• _What is expected_
In the listing below, find the line containing "Reproduce this screenshot" and the line containing "</body></html>". Repeat exactly those two lines and every line between them, nothing more.
+ + +
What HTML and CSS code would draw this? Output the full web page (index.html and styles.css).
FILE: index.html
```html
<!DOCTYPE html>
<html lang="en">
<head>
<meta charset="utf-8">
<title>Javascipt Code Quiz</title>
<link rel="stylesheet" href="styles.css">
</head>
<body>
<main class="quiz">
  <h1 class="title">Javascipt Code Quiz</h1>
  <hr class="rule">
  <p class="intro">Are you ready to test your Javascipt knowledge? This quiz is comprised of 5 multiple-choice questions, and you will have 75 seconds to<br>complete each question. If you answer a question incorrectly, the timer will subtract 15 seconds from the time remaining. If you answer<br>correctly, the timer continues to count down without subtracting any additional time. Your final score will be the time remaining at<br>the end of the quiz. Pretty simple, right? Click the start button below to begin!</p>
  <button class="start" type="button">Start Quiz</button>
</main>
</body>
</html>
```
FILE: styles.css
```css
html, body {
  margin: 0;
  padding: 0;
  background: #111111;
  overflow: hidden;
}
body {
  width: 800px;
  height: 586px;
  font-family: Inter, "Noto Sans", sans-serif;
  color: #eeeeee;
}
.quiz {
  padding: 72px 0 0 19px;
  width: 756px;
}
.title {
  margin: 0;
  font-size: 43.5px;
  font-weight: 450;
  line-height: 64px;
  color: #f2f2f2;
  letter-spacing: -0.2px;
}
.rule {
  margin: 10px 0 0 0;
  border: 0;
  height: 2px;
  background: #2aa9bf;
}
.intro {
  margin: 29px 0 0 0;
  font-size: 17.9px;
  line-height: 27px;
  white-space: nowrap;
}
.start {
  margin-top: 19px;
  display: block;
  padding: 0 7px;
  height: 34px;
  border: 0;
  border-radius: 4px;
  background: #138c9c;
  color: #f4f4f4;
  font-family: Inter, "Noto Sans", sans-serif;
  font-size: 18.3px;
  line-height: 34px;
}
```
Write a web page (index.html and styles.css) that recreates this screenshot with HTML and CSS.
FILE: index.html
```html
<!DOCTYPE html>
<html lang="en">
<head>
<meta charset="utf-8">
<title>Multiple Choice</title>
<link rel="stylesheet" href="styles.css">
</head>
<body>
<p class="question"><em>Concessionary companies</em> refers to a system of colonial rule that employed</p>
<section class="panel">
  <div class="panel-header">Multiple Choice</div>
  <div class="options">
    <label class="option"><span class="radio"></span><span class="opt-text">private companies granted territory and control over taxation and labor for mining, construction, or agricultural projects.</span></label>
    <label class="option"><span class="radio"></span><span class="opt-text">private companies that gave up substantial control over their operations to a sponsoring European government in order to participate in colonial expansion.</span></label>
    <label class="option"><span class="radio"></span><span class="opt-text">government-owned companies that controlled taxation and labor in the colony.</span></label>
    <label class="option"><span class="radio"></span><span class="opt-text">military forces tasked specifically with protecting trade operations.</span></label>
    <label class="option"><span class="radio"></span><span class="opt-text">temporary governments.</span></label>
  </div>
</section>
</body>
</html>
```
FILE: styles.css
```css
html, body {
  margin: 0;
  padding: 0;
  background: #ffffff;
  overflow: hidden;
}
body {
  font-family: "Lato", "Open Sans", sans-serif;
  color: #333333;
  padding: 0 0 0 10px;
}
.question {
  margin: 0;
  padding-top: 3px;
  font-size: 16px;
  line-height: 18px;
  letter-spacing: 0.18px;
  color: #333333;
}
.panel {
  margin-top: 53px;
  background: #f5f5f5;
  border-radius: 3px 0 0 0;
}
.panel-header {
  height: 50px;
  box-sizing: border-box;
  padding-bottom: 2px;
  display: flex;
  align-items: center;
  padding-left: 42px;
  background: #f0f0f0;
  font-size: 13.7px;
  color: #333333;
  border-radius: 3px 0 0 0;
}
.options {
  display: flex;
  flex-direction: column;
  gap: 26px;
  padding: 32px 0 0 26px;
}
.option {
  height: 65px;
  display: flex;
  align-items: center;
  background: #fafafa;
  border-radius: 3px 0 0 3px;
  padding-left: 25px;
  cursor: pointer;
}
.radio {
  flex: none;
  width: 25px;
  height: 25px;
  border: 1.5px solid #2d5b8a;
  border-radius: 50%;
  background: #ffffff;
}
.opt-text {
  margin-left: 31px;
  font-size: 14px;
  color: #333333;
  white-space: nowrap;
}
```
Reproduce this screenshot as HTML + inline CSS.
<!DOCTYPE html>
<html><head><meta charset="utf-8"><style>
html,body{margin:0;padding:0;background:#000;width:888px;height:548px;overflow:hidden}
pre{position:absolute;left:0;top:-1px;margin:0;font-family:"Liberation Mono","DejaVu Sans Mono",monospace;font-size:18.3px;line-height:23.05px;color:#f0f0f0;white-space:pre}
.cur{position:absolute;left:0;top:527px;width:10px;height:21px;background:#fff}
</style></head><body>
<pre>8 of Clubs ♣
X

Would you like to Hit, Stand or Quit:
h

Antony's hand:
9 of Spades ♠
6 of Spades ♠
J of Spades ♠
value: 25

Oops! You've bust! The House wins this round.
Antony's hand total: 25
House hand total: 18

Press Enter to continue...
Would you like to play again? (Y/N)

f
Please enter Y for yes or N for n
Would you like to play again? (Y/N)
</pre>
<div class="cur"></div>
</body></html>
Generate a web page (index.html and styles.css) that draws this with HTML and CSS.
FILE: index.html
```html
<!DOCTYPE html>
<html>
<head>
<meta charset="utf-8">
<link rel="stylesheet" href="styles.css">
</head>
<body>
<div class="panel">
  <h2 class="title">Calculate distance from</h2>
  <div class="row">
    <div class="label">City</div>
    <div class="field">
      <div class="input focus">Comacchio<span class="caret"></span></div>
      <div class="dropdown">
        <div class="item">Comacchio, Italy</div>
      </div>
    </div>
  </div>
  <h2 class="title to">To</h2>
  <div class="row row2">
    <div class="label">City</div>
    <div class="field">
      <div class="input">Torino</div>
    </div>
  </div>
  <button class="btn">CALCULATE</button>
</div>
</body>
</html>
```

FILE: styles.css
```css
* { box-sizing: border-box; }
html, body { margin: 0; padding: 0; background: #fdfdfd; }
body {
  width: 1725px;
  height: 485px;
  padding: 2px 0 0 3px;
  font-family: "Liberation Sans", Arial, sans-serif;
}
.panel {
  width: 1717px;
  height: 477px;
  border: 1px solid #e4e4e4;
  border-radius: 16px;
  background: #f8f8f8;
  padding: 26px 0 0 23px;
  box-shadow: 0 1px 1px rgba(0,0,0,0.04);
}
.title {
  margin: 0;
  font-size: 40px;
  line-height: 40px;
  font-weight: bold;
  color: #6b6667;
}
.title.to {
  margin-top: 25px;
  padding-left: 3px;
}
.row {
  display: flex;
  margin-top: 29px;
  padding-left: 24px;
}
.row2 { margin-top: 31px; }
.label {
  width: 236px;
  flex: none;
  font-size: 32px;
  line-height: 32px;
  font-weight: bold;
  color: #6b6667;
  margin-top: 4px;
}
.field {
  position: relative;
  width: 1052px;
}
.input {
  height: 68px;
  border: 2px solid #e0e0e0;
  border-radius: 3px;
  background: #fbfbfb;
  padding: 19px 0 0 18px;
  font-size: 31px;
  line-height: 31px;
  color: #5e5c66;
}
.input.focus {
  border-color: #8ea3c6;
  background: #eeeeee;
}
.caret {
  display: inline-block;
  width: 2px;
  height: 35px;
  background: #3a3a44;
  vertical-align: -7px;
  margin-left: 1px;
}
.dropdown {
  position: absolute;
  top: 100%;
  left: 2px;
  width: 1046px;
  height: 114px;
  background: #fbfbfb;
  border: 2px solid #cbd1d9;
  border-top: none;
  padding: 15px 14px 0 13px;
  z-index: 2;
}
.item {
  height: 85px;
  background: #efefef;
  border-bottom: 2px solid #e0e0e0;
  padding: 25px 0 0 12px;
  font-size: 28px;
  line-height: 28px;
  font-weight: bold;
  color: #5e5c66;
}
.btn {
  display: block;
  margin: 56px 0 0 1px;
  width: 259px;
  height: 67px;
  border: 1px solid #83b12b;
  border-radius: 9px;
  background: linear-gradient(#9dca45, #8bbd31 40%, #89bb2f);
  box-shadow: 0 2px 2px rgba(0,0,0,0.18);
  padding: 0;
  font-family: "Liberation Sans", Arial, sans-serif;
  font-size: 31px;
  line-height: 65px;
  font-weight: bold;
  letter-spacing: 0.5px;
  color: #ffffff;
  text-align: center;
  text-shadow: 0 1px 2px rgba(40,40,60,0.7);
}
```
+ + +
• _Written answer_
Reproduce this screenshot as HTML + inline CSS.
<!DOCTYPE html>
<html><head><meta charset="utf-8"><style>
html,body{margin:0;padding:0;background:#000;width:888px;height:548px;overflow:hidden}
pre{position:absolute;left:0;top:-1px;margin:0;font-family:"Liberation Mono","DejaVu Sans Mono",monospace;font-size:18.3px;line-height:23.05px;color:#f0f0f0;white-space:pre}
.cur{position:absolute;left:0;top:527px;width:10px;height:21px;background:#fff}
</style></head><body>
<pre>8 of Clubs ♣
X

Would you like to Hit, Stand or Quit:
h

Antony's hand:
9 of Spades ♠
6 of Spades ♠
J of Spades ♠
value: 25

Oops! You've bust! The House wins this round.
Antony's hand total: 25
House hand total: 18

Press Enter to continue...
Would you like to play again? (Y/N)

f
Please enter Y for yes or N for n
Would you like to play again? (Y/N)
</pre>
<div class="cur"></div>
</body></html>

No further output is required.